The State of Data Curation at NeurIPS: An Assessment of Dataset Development Practices in the Datasets and Benchmarks Track

Data curation is a field with origins in librarianship and archives, whose scholarship and thinking on data issues go back centuries, if not millennia. The field of machine learning is increasingly observing the importance of data curation to the advancement of both applications and fundamental understanding of machine learning models - evidenced not least by the creation of the Datasets and Benchmarks track itself. This work provides an analysis of dataset development practices at NeurIPS through the lens of data curation. We present an evaluation framework for dataset documentation, consisting of a rubric and toolkit developed through a literature review of data curation principles. We use the framework to assess the strengths and weaknesses in current dataset development practices of 60 datasets published in the NeurIPS Datasets and Benchmarks track from 2021-2023. We summarize key findings and trends. Results indicate greater need for documentation about environmental footprint, ethical considerations, and data management. We suggest targeted strategies and resources to improve documentation in these areas and provide recommendations for the NeurIPS peer-review process that prioritize rigorous data curation in ML. Finally, we provide results in the format of a dataset that showcases aspects of recommended data curation practices. Our rubric and results are of interest for improving data curation practices broadly in the field of ML as well as to data curation and science and technology studies scholars studying practices in ML. Our aim is to support continued improvement in interdisciplinary research on dataset practices, ultimately improving the reusability and reproducibility of new datasets and benchmarks, enabling standardized and informed human oversight, and strengthening the foundation of rigorous and responsible ML research.

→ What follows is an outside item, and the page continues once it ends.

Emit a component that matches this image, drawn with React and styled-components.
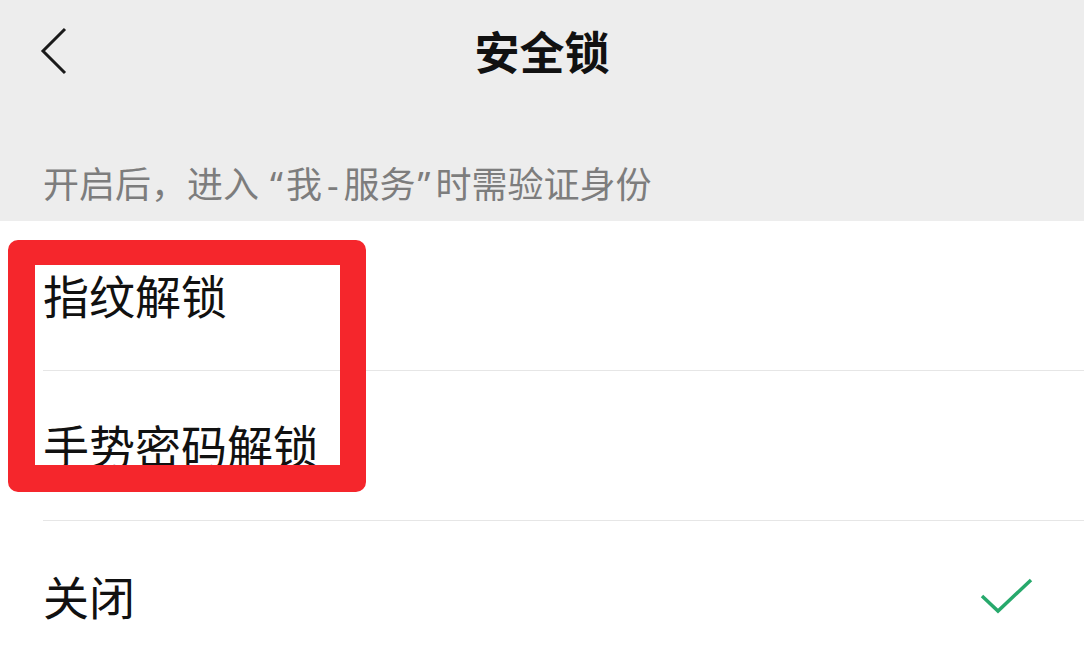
import React from "react";
import styled, { createGlobalStyle } from "styled-components";

const Global = createGlobalStyle`
  html, body { margin: 0; padding: 0; background: #ffffff; }
  body { font-family: "Noto Sans CJK SC", "Noto Sans", sans-serif; }
`;

const Page = styled.div`
  position: relative;
  width: 1084px;
  height: 671px;
  overflow: hidden;
  background: #ffffff;
`;

const Header = styled.header`
  background: #ededed;
  height: 221px;
  display: flex;
  flex-direction: column;
`;

const NavBar = styled.div`
  height: 102px;
  display: grid;
  grid-template-columns: 1fr auto 1fr;
  align-items: center;
`;

const BackButton = styled.button`
  justify-self: start;
  margin-left: 36px;
  padding: 0;
  border: none;
  background: transparent;
  width: 34px;
  height: 50px;
  display: flex;
  align-items: center;
  justify-content: center;
`;

const Title = styled.h1`
  margin: 0;
  font-size: 45px;
  line-height: 52px;
  font-weight: 700;
  color: #111111;
`;

const Hint = styled.div`
  flex: 1;
  display: flex;
  align-items: flex-end;
  padding: 0 0 15px 43px;
  font-family: "Noto Sans", "Noto Sans CJK SC", sans-serif;
  font-size: 36px;
  line-height: 42px;
  color: #7d7d7d;
  white-space: nowrap;
`;

const Punct = styled.span`
  margin-left: ${(p) => p.$l}px;
  margin-right: ${(p) => p.$r}px;
`;

const List = styled.ul`
  list-style: none;
  margin: 0;
  padding: 0;
  background: #ffffff;
`;

const Row = styled.li`
  height: 150px;
  padding-left: 43px;
  box-sizing: border-box;
`;

const RowInner = styled.div`
  height: 100%;
  box-sizing: border-box;
  display: flex;
  align-items: center;
  justify-content: space-between;
  padding-right: 50px;
  border-bottom: ${(p) => (p.$last ? "none" : "1px solid #e6e6e6")};
`;

const Label = styled.span`
  font-size: 46px;
  line-height: 52px;
  margin-top: -3px;
  color: #111111;
`;

const Frame = styled.div`
  position: absolute;
  left: 8px;
  top: 240px;
  width: 358px;
  height: 252px;
  box-sizing: border-box;
  border-style: solid;
  border-color: #f5262c;
  border-width: 25px 26px 27px 27px;
  border-radius: 10px;
  pointer-events: none;
`;

const ChevronLeft = () => (
  <svg width="30" height="48" viewBox="0 0 30 48" fill="none">
    <path d="M27 2 L5 24 L27 46" stroke="#1a1a1a" strokeWidth="3" strokeLinecap="butt" strokeLinejoin="miter" />
  </svg>
);

const Check = () => (
  <svg width="54" height="36" viewBox="0 0 54 36" fill="none">
    <path d="M2 18 L18 33 L51 2" stroke="#27a96c" strokeWidth="3.5" strokeLinejoin="miter" />
  </svg>
);

const options = [
  { label: "指纹解锁" },
  { label: "手势密码解锁" },
  { label: "关闭", checked: true },
];

export default function App() {
  return (
    <>
      <Global />
      <Page>
        <Header>
          <NavBar>
            <BackButton aria-label="返回">
              <ChevronLeft />
            </BackButton>
            <Title>安全锁</Title>
            <span />
          </NavBar>
          <Hint>
            <span>
              开启后，进入<Punct $l={11} $r={3}>“</Punct>我<Punct $l={5} $r={5}>-</Punct>服务
              <Punct $l={2} $r={5}>”</Punct>时需验证身份
            </span>
          </Hint>
        </Header>
        <List>
          {options.map((o, i) => (
            <Row key={o.label}>
              <RowInner $last={i === options.length - 1}>
                <Label>{o.label}</Label>
                {o.checked && <Check />}
              </RowInner>
            </Row>
          ))}
        </List>
        <Frame />
      </Page>
    </>
  );
}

翻译：数据管理是一个源自学图书馆学与档案学的领域，其关于数据问题的学术思想可追溯至数百甚至数千年前。机器学习领域日益认识到数据管理对于应用推进及模型基础理解的重要性——Datasets and Benchmarks赛道的设立本身即为明证。本研究通过数据管理的视角，对NeurIPS会议中的数据集开发实践进行分析。我们提出一个数据集文档评估框架，该框架包含通过数据管理原则文献综述开发的评估量规与工具包。我们运用此框架评估了2021-2023年间发表于NeurIPS Datasets and Benchmarks赛道的60个数据集在当前开发实践中的优势与不足，并总结了关键发现与趋势。结果表明，当前实践在环境足迹、伦理考量和数据管理方面的文档记录存在显著不足。我们针对这些领域提出改进文档记录的具体策略与资源，并为NeurIPS同行评审流程提供优先考虑严谨数据管理的建议。最后，我们以数据集形式呈现研究结果，展示推荐数据管理实践的关键维度。本研究的评估量规与结果不仅有助于提升机器学习领域整体的数据管理实践，也对研究机器学习实践的数据管理及科学技术学者具有参考价值。我们的目标是支持数据集实践跨学科研究的持续改进，最终提升新数据集与基准的可复用性与可复现性，实现标准化与知情化的人工监督，并为严谨负责的机器学习研究奠定坚实基础。